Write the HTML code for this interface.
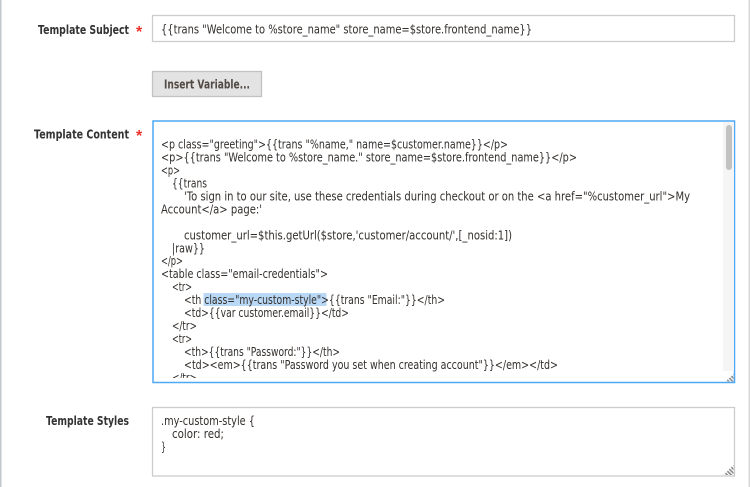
<!DOCTYPE html>
<html>
<head>
<meta charset="utf-8">
<style>
html,body{margin:0;padding:0;background:#fff;}
body{width:750px;height:487px;overflow:hidden;}
svg{display:block;}
text{font-family:"DejaVu Sans",sans-serif;font-size:12.4px;fill:#332f2c;white-space:pre;}
.t{filter:blur(.25px);}
.b{font-weight:bold;fill:#333;font-size:12.4px;}
.s{font-family:"Liberation Sans",sans-serif;fill:#e8342c;font-weight:bold;font-size:16px;}
</style>
</head>
<body>
<svg width="750" height="487" viewBox="0 0 750 487" xmlns="http://www.w3.org/2000/svg">
<defs><clipPath id="c"><rect x="154" y="122" width="569" height="256"/></clipPath>
<pattern id="h" width="2.800" height="2.800" patternUnits="userSpaceOnUse" patternTransform="rotate(45)"><rect width="2.800" height="1.600" fill="#8c8c8c"/></pattern></defs>
<rect x="0" y="0" width="1.500" height="487" fill="#c0c9cf"/>
<rect x="748.500" y="0" width="1.500" height="487" fill="#d8d8d8"/>

<g class="t">
<text class="b" x="38" y="34" textLength="91" lengthAdjust="spacingAndGlyphs">Template Subject</text>
<text class="s" x="136" y="37">*</text>
<text class="b" x="34" y="138.500" textLength="95" lengthAdjust="spacingAndGlyphs">Template Content</text>
<text class="s" x="136" y="141">*</text>
<text class="b" x="46" y="425" textLength="83" lengthAdjust="spacingAndGlyphs">Template Styles</text>
</g>

<rect x="152.500" y="15.500" width="582" height="26" fill="#fff" stroke="#cccccc" stroke-width="1.300"/>
<text class="t" x="161" y="33.500" textLength="371" lengthAdjust="spacingAndGlyphs">{{trans "Welcome to %store_name" store_name=$store.frontend_name}}</text>

<rect x="152.500" y="71.500" width="109" height="25" fill="#e3e3e3" stroke="#c2c2c2" stroke-width="1.300"/>
<text class="t" x="164" y="88.500" textLength="86" lengthAdjust="spacingAndGlyphs" style="font-weight:bold;fill:#514943;font-size:12.400px">Insert Variable...</text>

<rect x="153" y="121" width="581.500" height="261.500" fill="#fff" stroke="#4fa8f5" stroke-width="1.500"/>
<rect x="723" y="122" width="11" height="249" fill="#f5f5f5"/>
<rect x="726" y="125" width="6" height="45" rx="3" fill="#c2c2c2"/>
<polygon points="733.500,374 733.500,381.500 725.500,381.500" fill="url(#h)"/>

<rect x="203.500" y="293" width="123" height="13" fill="#b9d8f6"/>
<g clip-path="url(#c)"><g class="t">
<text x="161" y="148.500" textLength="347" lengthAdjust="spacingAndGlyphs">&lt;p class="greeting"&gt;{{trans "%name," name=$customer.name}}&lt;/p&gt;</text>
<text x="161" y="161.500" textLength="416" lengthAdjust="spacingAndGlyphs">&lt;p&gt;{{trans "Welcome to %store_name." store_name=$store.frontend_name}}&lt;/p&gt;</text>
<text x="161" y="174.500" textLength="19" lengthAdjust="spacingAndGlyphs">&lt;p&gt;</text>
<text x="172" y="187.500" textLength="35" lengthAdjust="spacingAndGlyphs">{{trans</text>
<text x="184" y="200.500" textLength="506" lengthAdjust="spacingAndGlyphs">'To sign in to our site, use these credentials during checkout or on the &lt;a href="%customer_url"&gt;My</text>
<text x="161" y="213.500" textLength="101" lengthAdjust="spacingAndGlyphs">Account&lt;/a&gt; page:'</text>
<text x="184" y="239.500" textLength="328" lengthAdjust="spacingAndGlyphs">customer_url=$this.getUrl($store,'customer/account/',[_nosid:1])</text>
<text x="172" y="252.500" textLength="33" lengthAdjust="spacingAndGlyphs">|raw}}</text>
<text x="161" y="265" textLength="22" lengthAdjust="spacingAndGlyphs">&lt;/p&gt;</text>
<text x="161" y="278" textLength="167" lengthAdjust="spacingAndGlyphs">&lt;table class="email-credentials"&gt;</text>
<text x="172" y="291" textLength="20" lengthAdjust="spacingAndGlyphs">&lt;tr&gt;</text>
<text x="184" y="304" textLength="261" lengthAdjust="spacingAndGlyphs">&lt;th class="my-custom-style"&gt;{{trans "Email:"}}&lt;/th&gt;</text>
<text x="184" y="317" textLength="165" lengthAdjust="spacingAndGlyphs">&lt;td&gt;{{var customer.email}}&lt;/td&gt;</text>
<text x="172" y="330" textLength="25" lengthAdjust="spacingAndGlyphs">&lt;/tr&gt;</text>
<text x="172" y="343" textLength="20" lengthAdjust="spacingAndGlyphs">&lt;tr&gt;</text>
<text x="184" y="356" textLength="156" lengthAdjust="spacingAndGlyphs">&lt;th&gt;{{trans "Password:"}}&lt;/th&gt;</text>
<text x="184" y="369" textLength="374" lengthAdjust="spacingAndGlyphs">&lt;td&gt;&lt;em&gt;{{trans "Password you set when creating account"}}&lt;/em&gt;&lt;/td&gt;</text>
<text x="172" y="382" textLength="25" lengthAdjust="spacingAndGlyphs">&lt;/tr&gt;</text>
</g></g>

<rect x="152.500" y="407.500" width="582" height="68.500" fill="#fff" stroke="#cccccc" stroke-width="1.300"/>
<polygon points="733.500,465 733.500,475 723.500,475" fill="url(#h)"/>
<g class="t">
<text x="161" y="425" textLength="94" lengthAdjust="spacingAndGlyphs">.my-custom-style {</text>
<text x="172" y="438" textLength="52" lengthAdjust="spacingAndGlyphs">color: red;</text>
<text x="161" y="451" textLength="5" lengthAdjust="spacingAndGlyphs">}</text>
</g>
</svg>
</body>
</html>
------------------------------------------------------------------------
**BRIEF:** In your copy of the listing above, reproduce each line exactly and omit all pictures.

**REPLY TO THE TASK:**
Write the HTML code for this interface.
<!DOCTYPE html>
<html>
<head>
<meta charset="utf-8">
<style>
html,body{margin:0;padding:0;background:#fff;}
body{width:750px;height:487px;overflow:hidden;}
svg{display:block;}
text{font-family:"DejaVu Sans",sans-serif;font-size:12.4px;fill:#332f2c;white-space:pre;}
.t{filter:blur(.25px);}
.b{font-weight:bold;fill:#333;font-size:12.4px;}
.s{font-family:"Liberation Sans",sans-serif;fill:#e8342c;font-weight:bold;font-size:16px;}
</style>
</head>
<body>
<svg width="750" height="487" viewBox="0 0 750 487" xmlns="http://www.w3.org/2000/svg">
<defs><clipPath id="c"><rect x="154" y="122" width="569" height="256"/></clipPath>
<pattern id="h" width="2.800" height="2.800" patternUnits="userSpaceOnUse" patternTransform="rotate(45)"><rect width="2.800" height="1.600" fill="#8c8c8c"/></pattern></defs>
<rect x="0" y="0" width="1.500" height="487" fill="#c0c9cf"/>
<rect x="748.500" y="0" width="1.500" height="487" fill="#d8d8d8"/>

<g class="t">
<text class="b" x="38" y="34" textLength="91" lengthAdjust="spacingAndGlyphs">Template Subject</text>
<text class="s" x="136" y="37">*</text>
<text class="b" x="34" y="138.500" textLength="95" lengthAdjust="spacingAndGlyphs">Template Content</text>
<text class="s" x="136" y="141">*</text>
<text class="b" x="46" y="425" textLength="83" lengthAdjust="spacingAndGlyphs">Template Styles</text>
</g>

<rect x="152.500" y="15.500" width="582" height="26" fill="#fff" stroke="#cccccc" stroke-width="1.300"/>
<text class="t" x="161" y="33.500" textLength="371" lengthAdjust="spacingAndGlyphs">{{trans "Welcome to %store_name" store_name=$store.frontend_name}}</text>

<rect x="152.500" y="71.500" width="109" height="25" fill="#e3e3e3" stroke="#c2c2c2" stroke-width="1.300"/>
<text class="t" x="164" y="88.500" textLength="86" lengthAdjust="spacingAndGlyphs" style="font-weight:bold;fill:#514943;font-size:12.400px">Insert Variable...</text>

<rect x="153" y="121" width="581.500" height="261.500" fill="#fff" stroke="#4fa8f5" stroke-width="1.500"/>
<rect x="723" y="122" width="11" height="249" fill="#f5f5f5"/>
<rect x="726" y="125" width="6" height="45" rx="3" fill="#c2c2c2"/>
<polygon points="733.500,374 733.500,381.500 725.500,381.500" fill="url(#h)"/>

<rect x="203.500" y="293" width="123" height="13" fill="#b9d8f6"/>
<g clip-path="url(#c)"><g class="t">
<text x="161" y="148.500" textLength="347" lengthAdjust="spacingAndGlyphs">&lt;p class="greeting"&gt;{{trans "%name," name=$customer.name}}&lt;/p&gt;</text>
<text x="161" y="161.500" textLength="416" lengthAdjust="spacingAndGlyphs">&lt;p&gt;{{trans "Welcome to %store_name." store_name=$store.frontend_name}}&lt;/p&gt;</text>
<text x="161" y="174.500" textLength="19" lengthAdjust="spacingAndGlyphs">&lt;p&gt;</text>
<text x="172" y="187.500" textLength="35" lengthAdjust="spacingAndGlyphs">{{trans</text>
<text x="184" y="200.500" textLength="506" lengthAdjust="spacingAndGlyphs">'To sign in to our site, use these credentials during checkout or on the &lt;a href="%customer_url"&gt;My</text>
<text x="161" y="213.500" textLength="101" lengthAdjust="spacingAndGlyphs">Account&lt;/a&gt; page:'</text>
<text x="184" y="239.500" textLength="328" lengthAdjust="spacingAndGlyphs">customer_url=$this.getUrl($store,'customer/account/',[_nosid:1])</text>
<text x="172" y="252.500" textLength="33" lengthAdjust="spacingAndGlyphs">|raw}}</text>
<text x="161" y="265" textLength="22" lengthAdjust="spacingAndGlyphs">&lt;/p&gt;</text>
<text x="161" y="278" textLength="167" lengthAdjust="spacingAndGlyphs">&lt;table class="email-credentials"&gt;</text>
<text x="172" y="291" textLength="20" lengthAdjust="spacingAndGlyphs">&lt;tr&gt;</text>
<text x="184" y="304" textLength="261" lengthAdjust="spacingAndGlyphs">&lt;th class="my-custom-style"&gt;{{trans "Email:"}}&lt;/th&gt;</text>
<text x="184" y="317" textLength="165" lengthAdjust="spacingAndGlyphs">&lt;td&gt;{{var customer.email}}&lt;/td&gt;</text>
<text x="172" y="330" textLength="25" lengthAdjust="spacingAndGlyphs">&lt;/tr&gt;</text>
<text x="172" y="343" textLength="20" lengthAdjust="spacingAndGlyphs">&lt;tr&gt;</text>
<text x="184" y="356" textLength="156" lengthAdjust="spacingAndGlyphs">&lt;th&gt;{{trans "Password:"}}&lt;/th&gt;</text>
<text x="184" y="369" textLength="374" lengthAdjust="spacingAndGlyphs">&lt;td&gt;&lt;em&gt;{{trans "Password you set when creating account"}}&lt;/em&gt;&lt;/td&gt;</text>
<text x="172" y="382" textLength="25" lengthAdjust="spacingAndGlyphs">&lt;/tr&gt;</text>
</g></g>

<rect x="152.500" y="407.500" width="582" height="68.500" fill="#fff" stroke="#cccccc" stroke-width="1.300"/>
<polygon points="733.500,465 733.500,475 723.500,475" fill="url(#h)"/>
<g class="t">
<text x="161" y="425" textLength="94" lengthAdjust="spacingAndGlyphs">.my-custom-style {</text>
<text x="172" y="438" textLength="52" lengthAdjust="spacingAndGlyphs">color: red;</text>
<text x="161" y="451" textLength="5" lengthAdjust="spacingAndGlyphs">}</text>
</g>
</svg>
</body>
</html>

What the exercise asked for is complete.